Derive by modus ponens $[A\rightarrow(B\rightarrow C)]\rightarrow[(A\rightarrow B)\rightarrow(A\rightarrow C)]$

Question

How could I derive by modus ponens the formula $$[A\rightarrow(B\rightarrow C)]\rightarrow[(A\rightarrow B)\rightarrow(A\rightarrow C)]$$ from, and just from, the following axiom schemata?
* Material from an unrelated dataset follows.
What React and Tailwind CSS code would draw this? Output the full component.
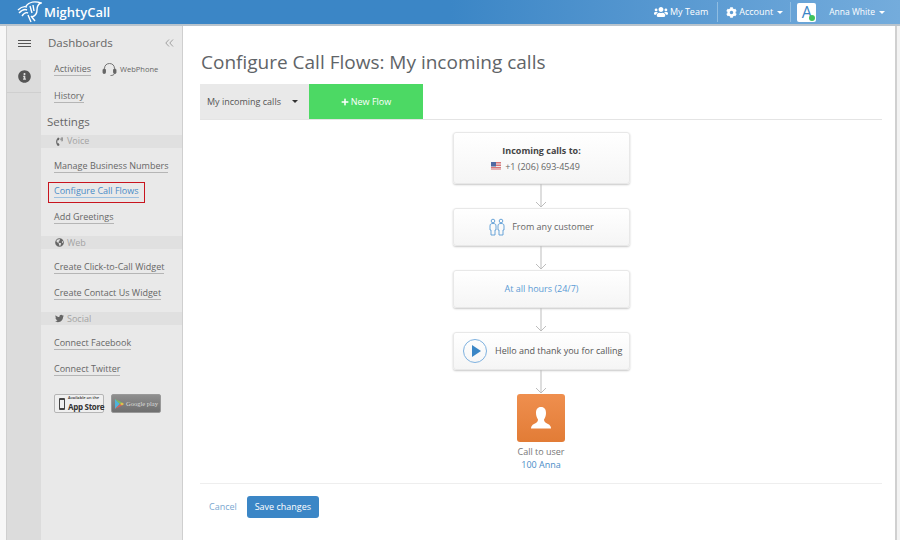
import React from 'react';
import { FaUsers, FaCog, FaInfoCircle, FaTwitter, FaGlobeAmericas, FaPlus, FaPhoneVolume } from 'react-icons/fa';

const font = { fontFamily: '"Open Sans", sans-serif' };

const Caret = ({ className }) => (
    <span className={`inline-block w-0 h-0 border-x-[3px] border-x-transparent border-t-[3px] ${className}`} />
);

const NavLink = ({ children, active }) => (
    <div className="h-[25.5px] flex items-center pl-[13px] whitespace-nowrap">
        <span className={`text-[9px] leading-[12px] border-b ${active ? 'text-[#4a8cc7] border-[#9dc0df]' : 'text-[#666] border-[#b5b5b5]'}`}>
            {children}
        </span>
    </div>
);

const Band = ({ icon, children }) => (
    <div className="h-[13px] my-[6px] bg-[#e0e0e0] flex items-center pl-[13px] gap-[3px] text-[9px] text-[#a3a3a3]">
        <span className="w-[10px] flex justify-center text-[#666]">{icon}</span>
        {children}
    </div>
);

// grey arrow joining two flow cards
const Arrow = ({ h }) => (
    <svg width="12" height={h} viewBox={`0 0 12 ${h}`} className="block">
        <path d={`M6 0V${h - 1}M1 ${h - 6}L6 ${h - 1}L11 ${h - 6}`} fill="none" stroke="#bdbdbd" strokeWidth="1" />
    </svg>
);

const Card = ({ className, children }) => (
    <div className={`w-[177px] ml-px rounded-[3px] border border-[#e8e8e8] bg-gradient-to-b from-white to-[#f5f5f5] shadow-[0_1px_2px_rgba(0,0,0,0.22)] flex items-center whitespace-nowrap ${className}`}>
        {children}
    </div>
);

const Logo = () => (
    <svg width="25" height="22" viewBox="0 0 25 22" fill="none" stroke="#fff" strokeWidth="1.4" className="block">
        <path d="M1 9C4 6 7 5 10 6M2 12C5 9 8 8 10 9M5 15C7 12 9 11 11 12" />
        <path d="M9 5C12 1 18 0 24 2C21 3 20 6 20 9C20 13 18 15 15 16" />
        <path d="M13 5L15 12M16 4L17 10M11 14L14 21M14 15L18 20" />
    </svg>
);

const FlowPeople = () => (
    <svg width="16" height="18" viewBox="0 0 16 18" fill="none" stroke="#5a9bd5" strokeWidth="0.9" className="block">
        <circle cx="4" cy="3" r="1.8" />
        <circle cx="12" cy="3" r="1.8" />
        <path d="M1 8C1 6 2 5.500 4 5.500C6 5.500 7 6 7 8V12H6V17H2V12H1Z" />
        <path d="M9 8C9 6 10 5.500 12 5.500C14 5.500 15 6 15 8V12H14V17H10V12H9Z" />
    </svg>
);

const Bust = () => (
    <svg width="22" height="22" viewBox="0 0 22 22" fill="#fff" className="block">
        <path d="M11 0C7.500 0 6 2.500 6 6C6 9 7 11 8 12.500C8 14.500 7 15.500 4 17C2 18 1 19.500 1 21.500H21C21 19.500 20 18 18 17C15 15.500 14 14.500 14 12.500C15 11 16 9 16 6C16 2.500 14.500 0 11 0Z" />
    </svg>
);

const Flag = () => (
    <svg width="10" height="8" viewBox="0 0 10 8" className="block">
        <rect width="10" height="8" fill="#d9777a" />
        <rect y="1.500" width="10" height="1" fill="#eee" />
        <rect y="4" width="10" height="1" fill="#eee" />
        <rect y="6.500" width="10" height="1" fill="#eee" />
        <rect width="5" height="4.500" fill="#4f6aa3" />
    </svg>
);

const Headset = () => (
    <svg width="15" height="15" viewBox="0 0 15 15" fill="none" stroke="#666" strokeWidth="0.9" className="block">
        <path d="M2.500 8V6.500C2.500 3.500 4.500 1.500 7.500 1.500C10.500 1.500 12.500 3.500 12.500 6.500V8" />
        <rect x="1" y="7" width="2.500" height="4.500" rx="1" fill="#666" />
        <rect x="11.500" y="7" width="2.500" height="4.500" rx="1" fill="#666" />
        <path d="M12.500 11.500C12 13 10.500 13.500 8.500 13.500" />
    </svg>
);

const GooglePlay = () => (
    <svg width="9" height="10" viewBox="0 0 9 10" className="block shrink-0">
        <path d="M0 0L5 5L0 10Z" fill="#4fb3d9" />
        <path d="M0 0L7 3.500L5 5Z" fill="#7cbf5a" />
        <path d="M0 10L7 6.500L5 5Z" fill="#d9605a" />
        <path d="M7 3.500L9 5L7 6.500L5 5Z" fill="#e8c04a" />
    </svg>
);

const App = () => {
    return (
        <div className="w-[900px] h-[540px] overflow-hidden flex flex-col bg-[#f7f7f7]" style={font}>
            {/* top bar */}
            <header className="h-[26px] shrink-0 flex items-center bg-gradient-to-r from-[#3b86c6] from-50% to-[#74acdc] border-b-2 border-[#b9c4cd] text-white">
                <div className="ml-[17px]"><Logo /></div>
                <span className="ml-[2px] text-[13px] font-semibold leading-none">MightyCall</span>
                <div className="ml-auto flex items-center h-full text-[9px]">
                    <FaUsers className="text-[14px] mr-[2px]" />
                    <span>My Team</span>
                    <div className="w-px h-[20px] bg-[#8fbde2] ml-[9px] mr-[8px]" />
                    <FaCog className="text-[11px] mr-[2px]" />
                    <span>Account</span>
                    <Caret className="ml-[4px] border-t-white" />
                    <div className="w-px h-[20px] bg-[#8fbde2] ml-[7px] mr-[6px]" />
                    <div className="relative w-[19px] h-[19px] rounded-[2px] bg-white flex items-center justify-center text-[#3b86c6] text-[16px] leading-none">
                        A
                        <span className="absolute right-[1px] bottom-[1px] w-[6px] h-[6px] rounded-full bg-[#3fc45a]" />
                    </div>
                    <span className="ml-[13px] text-[8.500px]">Anna White</span>
                    <Caret className="ml-[4px] mr-[15px] border-t-white" />
                </div>
            </header>

            <div className="flex-1 flex min-h-0">
                {/* sidebar */}
                <aside className="ml-[6px] w-[177px] shrink-0 flex border-x border-[#cfcfcf] bg-[#e9e9e9]">
                    <div className="w-[34px] shrink-0 bg-[#dcdcdc] flex flex-col">
                        <div className="h-[34px] bg-[#e9e9e9] flex items-center justify-center">
                            <div className="w-[13px] flex flex-col gap-[2px]">
                                <span className="h-px bg-[#555]" />
                                <span className="h-px bg-[#555]" />
                                <span className="h-px bg-[#555]" />
                            </div>
                        </div>
                        <div className="h-[33px] border-b border-[#cfcfcf] flex items-center justify-center text-[#555] text-[13px]">
                            <FaInfoCircle />
                        </div>
                    </div>
                    <nav className="flex-1 flex flex-col">
                        <div className="h-[24px] mt-[5px] flex items-center pl-[7px] pr-[8px] justify-between text-[11.500px] text-[#666]">
                            Dashboards
                            <svg width="9" height="8" viewBox="0 0 9 8" fill="none" stroke="#999" strokeWidth="0.9" className="block">
                                <path d="M4 0.500L0.800 4L4 7.500M8 0.500L4.800 4L8 7.500" />
                            </svg>
                        </div>
                        <div className="h-[29px] flex items-center pl-[13px] whitespace-nowrap">
                            <span className="text-[9px] leading-[12px] text-[#666] border-b border-[#b5b5b5]">Activities</span>
                            <span className="ml-[11px] mr-[3px]"><Headset /></span>
                            <span className="text-[7.500px] text-[#666]">WebPhone</span>
                        </div>
                        <NavLink>History</NavLink>
                        <div className="h-[19px] pt-[5px] flex items-center pl-[6px] text-[11.500px] text-[#666]">Settings</div>
                        <Band icon={<FaPhoneVolume className="text-[9px]" />}>Voice</Band>
                        <NavLink>Manage Business Numbers</NavLink>
                        <div className="relative">
                            <NavLink active>Configure Call Flows</NavLink>
                            <div className="absolute left-[7px] top-[3px] w-[97px] h-[21px] border border-[#c8141e]" />
                        </div>
                        <NavLink>Add Greetings</NavLink>
                        <Band icon={<FaGlobeAmericas className="text-[9px]" />}>Web</Band>
                        <NavLink>Create Click-to-Call Widget</NavLink>
                        <NavLink>Create Contact Us Widget</NavLink>
                        <Band icon={<FaTwitter className="text-[9px]" />}>Social</Band>
                        <NavLink>Connect Facebook</NavLink>
                        <NavLink>Connect Twitter</NavLink>
                        <div className="mt-[12px] pl-[13px] flex gap-[7px]">
                            <div className="w-[50px] h-[19px] rounded-[2px] bg-[#efefef] border border-[#b5b5b5] flex items-center pl-[4px] gap-[3px] text-[#333] whitespace-nowrap">
                                <span className="w-[6px] h-[12px] rounded-[1px] border border-[#444] border-y-2 shrink-0" />
                                <div className="flex flex-col">
                                    <span className="text-[4px] leading-[6px] font-semibold">Available on the</span>
                                    <span className="text-[8px] leading-[11px] font-bold tracking-[-0.3px]">App Store</span>
                                </div>
                            </div>
                            <div className="w-[50px] h-[19px] rounded-[2px] bg-gradient-to-b from-[#8f8f8f] to-[#6f6f6f] border border-[#999] flex items-center pl-[3px] gap-[2px] text-[#ddd] text-[6.500px] whitespace-nowrap" style={{ fontFamily: '"Liberation Serif", serif' }}>
                                <GooglePlay />
                                Google play
                            </div>
                        </div>
                    </nav>
                </aside>

                {/* main content */}
                <main className="w-[712px] shrink-0 bg-white pl-[17px] pr-[13px] flex flex-col">
                    <h1 className="mt-[22px] h-[29px] pl-px text-[19px] font-normal leading-[29px] text-[#5f6468]">Configure Call Flows: My incoming calls</h1>
                    <div className="mt-[7px] flex border-b border-[#e4e4e4] h-[36px]">
                        <div className="w-[109px] bg-[#e9e9e9] flex items-center pl-[7px] text-[9px] text-[#555]">
                            My incoming calls
                            <Caret className="ml-[11px] border-t-[#333]" />
                        </div>
                        <div className="w-[114px] bg-[#4cd964] flex items-center justify-center text-white text-[9px] font-medium gap-[2px]">
                            <FaPlus className="text-[8px]" />
                            New Flow
                        </div>
                    </div>

                    <div className="flex flex-col items-center mt-[12px]">
                        <Card className="h-[52px] flex-col justify-center">
                            <div className="text-[9px] font-bold text-[#444] leading-[13px]">Incoming calls to:</div>
                            <div className="mt-[3px] mr-[12px] flex items-center gap-[4px] text-[9px] text-[#666] leading-[13px]">
                                <Flag />
                                +1 (206) 693-4549
                            </div>
                        </Card>
                        <Arrow h={24} />
                        <Card className="h-[38px] justify-center gap-[7px] text-[9px] text-[#666]">
                            <FlowPeople />
                            From any customer
                        </Card>
                        <Arrow h={24} />
                        <Card className="h-[38px] justify-center text-[9px] text-[#5b9bd5]">At all hours (24/7)</Card>
                        <Arrow h={24} />
                        <Card className="h-[38px] pl-[9px] gap-[8px] text-[9px] text-[#555]">
                            <span className="w-[24px] h-[24px] rounded-full border border-[#7fb2e0] flex items-center justify-center">
                                <span className="ml-[2px] w-0 h-0 border-y-[6px] border-y-transparent border-l-[9px] border-l-[#3b86c6]" />
                            </span>
                            Hello and thank you for calling
                        </Card>
                        <Arrow h={24} />
                        <div className="w-[48px] h-[48px] rounded-[3px] bg-gradient-to-b from-[#ef8f4e] to-[#e27c36] flex items-center justify-center">
                            <Bust />
                        </div>
                        <div className="mt-[3px] text-[9px] leading-[13px] text-[#777]">Call to user</div>
                        <div className="text-[9px] leading-[13px] text-[#4a8cc7]">100 Anna</div>
                    </div>

                    <div className="mt-[12px] border-t border-[#eee] flex items-center pt-[12px]">
                        <span className="ml-[9px] text-[9px] text-[#7aa7d0]">Cancel</span>
                        <button className="ml-[10px] w-[72px] h-[22px] rounded-[3px] bg-[#3b86c6] text-white text-[9px]">Save changes</button>
                    </div>
                </main>

                <div className="flex-1 border-l-2 border-[#d0d0d0] bg-[#f3f3f3]" />
            </div>
        </div>
    );
};

export default App;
1. $(A\lor A)\rightarrow A$.
2. $A\rightarrow(A\lor B)$.
3. $(A\lor B)\rightarrow(B\lor A)$.
4. $(A\rightarrow B)\rightarrow[(A\lor C)\rightarrow(B\lor C)]$.
5. If $A\rightarrow B$ and $B\rightarrow C$, then $A\rightarrow C$.
6. $A\rightarrow A$.
7. $A\leftrightarrow \neg(\neg A)$.
8. $(A\rightarrow B)\leftrightarrow(\neg B\rightarrow \neg A)$.
9. $(A\land B)\rightarrow A$ and $(A\land B)\rightarrow B$.

Answer 1

In an axiomatic system you cannot derive it at all (you need to add it as an axiom) , but if you have a natural deduction system you can derive it from nothing at all (ex nihilo)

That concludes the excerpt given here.